In one video, Qaddafi can be seen being beaten by his captors as he pleads for mercy.
An international commission of inquiry, launched by the U.N. Human Rights Council, is already investigating killings, torture and other crimes in Libya. Colville said he expected the mission to look into the circumstances of Qaddafi’s death.
“It is a fundamental principle of international law that people accused of serious crimes should, if possible, be tried. Summary executions are strictly illegal. It is different if someone is killed in combat,” he told Reuters Television.
Nevertheless, news of Qaddafi’s demise and the fall of Sirte have been celebrated as a “new era”.

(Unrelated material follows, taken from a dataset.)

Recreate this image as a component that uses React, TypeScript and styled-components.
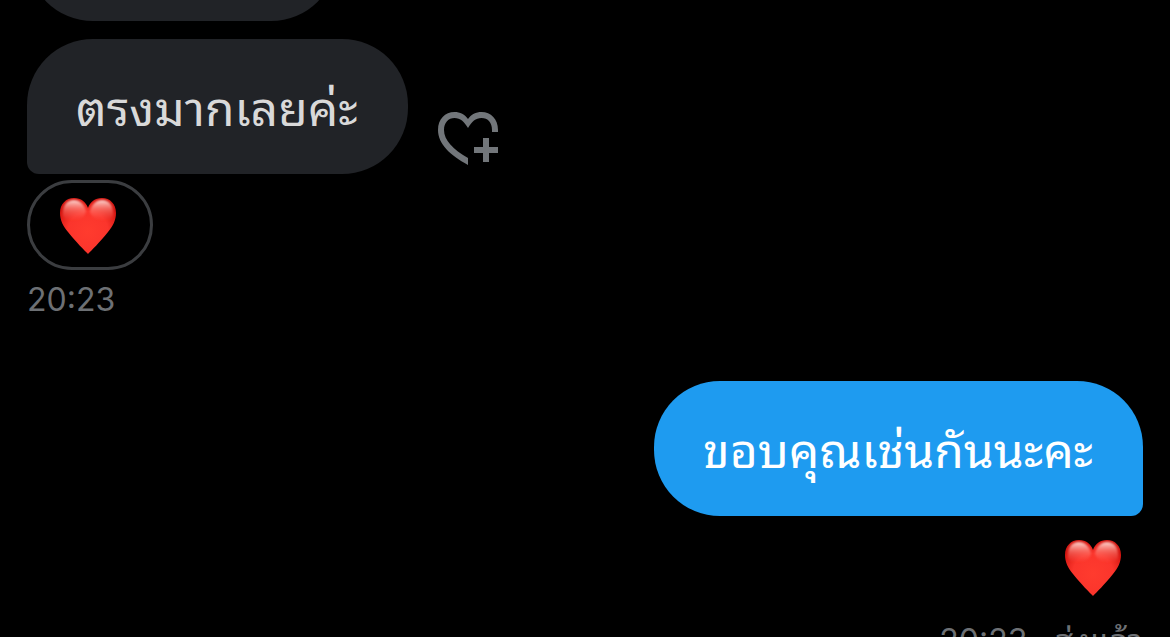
import React from "react";
import styled, { createGlobalStyle } from "styled-components";

const GlobalStyle = createGlobalStyle`
  * { box-sizing: border-box; }
  body {
    margin: 0;
    background: #000;
    overflow: hidden;
    font-family: Inter, "Noto Sans Thai Looped", "Noto Looped Thai", Loma, Laksaman, Umpush, Garuda, Waree, "Noto Sans Thai", sans-serif;
  }
`;

type Side = "in" | "out";

const Viewport = styled.main`
  height: 100vh;
  overflow: hidden;
  background: #000;
`;

/* The thread is scrolled, so its first message is partly out of view. */
const Thread = styled.div`
  display: flex;
  flex-direction: column;
  margin-top: -114px;
  padding: 0 27px;
`;

const Message = styled.section<{ $side: Side }>`
  display: flex;
  flex-direction: column;
  align-items: ${(p) => (p.$side === "in" ? "flex-start" : "flex-end")};
  margin-top: ${(p) => (p.$side === "in" ? "18px" : "59px")};
`;

const BubbleRow = styled.div`
  display: flex;
  align-items: flex-end;
  gap: 30px;
`;

const Bubble = styled.div<{ $side: Side }>`
  display: flex;
  align-items: center;
  min-height: 135px;
  padding: 4px 50px 0 49px;
  border-radius: ${(p) => (p.$side === "in" ? "66px 66px 66px 12px" : "66px 66px 12px 66px")};
  background: ${(p) => (p.$side === "in" ? "#212327" : "#1e9bf0")};
  color: ${(p) => (p.$side === "in" ? "#d9d9d9" : "#fff")};
  font-size: 48px;
  line-height: 72px;
  white-space: nowrap;
`;

const EarlierBubble = styled(Bubble)`
  width: 310px;
  border-radius: 66px;
`;

const ReactButton = styled.button`
  display: flex;
  margin: 0 0 8px;
  padding: 0;
  border: 0;
  background: none;
  color: #72767a;
`;

const ReactionPill = styled.button`
  display: flex;
  align-items: center;
  justify-content: center;
  width: 126px;
  height: 90px;
  margin: 6px 0 0;
  padding: 2px 4px 0 0;
  border: 3px solid #3b3d40;
  border-radius: 45px;
  background: none;
`;

const SentReaction = styled.div`
  display: flex;
  padding: 23px 21px 0 0;
`;

const Meta = styled.div`
  margin-top: 8px;
  color: #6d7074;
  font-size: 32px;
  line-height: 44px;
  white-space: pre;
`;

const SentMeta = styled(Meta)`
  margin-top: 22px;
`;

const HeartPlus = () => (
  <svg width="60" height="54" viewBox="0 0 60 54" fill="none" aria-hidden="true">
    <path
      d="M30 53C12 43 0 32 0 18C0 7 7 0 16.500 0C22 0 27 2.500 30 7C33 2.500 38 0 43.500 0C53 0 60 7 60 18V20H54V18C54 10.500 50 6 43.500 6C37.500 6 34 9.500 30 16C26 9.500 22.500 6 16.500 6C10.500 6 6 10.500 6 18C6 28 15 37.500 30 46Z"
      fill="currentColor"
    />
    <path d="M45 26h6v9h9v6h-9v9h-6v-9h-9v-6h9z" fill="currentColor" />
  </svg>
);

const RedHeart = ({ id }: { id: string }) => (
  <svg width="58" height="58" viewBox="0 0 58 58" role="img" aria-label="Red heart">
    <defs>
      <radialGradient id={`${id}-body`} cx="0.5" cy="0.6" r="0.6">
        <stop offset="0" stopColor="#ff3b2e" />
        <stop offset="0.6" stopColor="#fb352c" />
        <stop offset="1" stopColor="#d3140f" />
      </radialGradient>
      <linearGradient id={`${id}-shine`} x1="0" y1="0" x2="0" y2="1">
        <stop offset="0" stopColor="#ffe4de" stopOpacity="0.95" />
        <stop offset="0.45" stopColor="#ff8a80" stopOpacity="0.6" />
        <stop offset="1" stopColor="#ff5a4c" stopOpacity="0" />
      </linearGradient>
      <filter id={`${id}-soft`} x="-20%" y="-20%" width="140%" height="140%">
        <feGaussianBlur stdDeviation="1.2" />
      </filter>
    </defs>
    <path
      d="M29 57C26 54 17 45 9 35C4 29 1 23 1 16C1 7 7 1 15 1C22 1 27 5 29 11C31 5 36 1 43 1C51 1 57 7 57 16C57 23 54 29 49 35C41 45 32 54 29 57Z"
      fill={`url(#${id}-body)`}
    />
    <g fill={`url(#${id}-shine)`} filter={`url(#${id}-soft)`}>
      <path d="M4 19C3 8 8 3 15 3C21 3 25 7 27 14C26 24 8 28 4 19Z" />
      <path d="M31 14C33 7 37 3 43 3C50 3 55 8 54 19C50 28 32 24 31 14Z" />
    </g>
  </svg>
);

export default function App() {
  return (
    <>
      <GlobalStyle />
      <Viewport>
        <Thread>
          <EarlierBubble $side="in" />
          <Message $side="in">
            <BubbleRow>
              <Bubble $side="in" lang="th">ตรงมากเลยค่ะ</Bubble>
              <ReactButton type="button" aria-label="Add reaction">
                <HeartPlus />
              </ReactButton>
            </BubbleRow>
            <ReactionPill type="button">
              <RedHeart id="received" />
            </ReactionPill>
            <Meta>20:23</Meta>
          </Message>
          <Message $side="out">
            <Bubble $side="out" lang="th">ขอบคุณเช่นกันนะคะ</Bubble>
            <SentReaction>
              <RedHeart id="sent" />
            </SentReaction>
            <SentMeta lang="th">20:23 · ส่งแล้ว</SentMeta>
          </Message>
        </Thread>
      </Viewport>
    </>
  );
}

“One key aspect to obtain closure on the legacy of Qaddafi would be to ensure that justice is done,” Colville added.
An NTC commander at the cold storage Friday said Qaddafi’s body would be buried within 24 hours, with dignity and according to Islamic rites.
But a Libyan official said that Qaddafi’s burial has been delayed until his death has been examined by the International Criminal Court.
Mohamed Sayeh, a senior member of the governing National Transitional Council, says a “third party will come from outside of Libya to go through the paperwork.”
Sayeh also says Qaddafi’s body is still in Misrata, where it was taken after his killing in Sirte. He says Qaddafi will be buried in accordance to Islamic tradition but he will not have a public funeral.
The delay in his burial is a result of the release of bloody images of Qaddafi’s last moments which have raised questions over the exact nature of his death after he was captured wounded, but alive.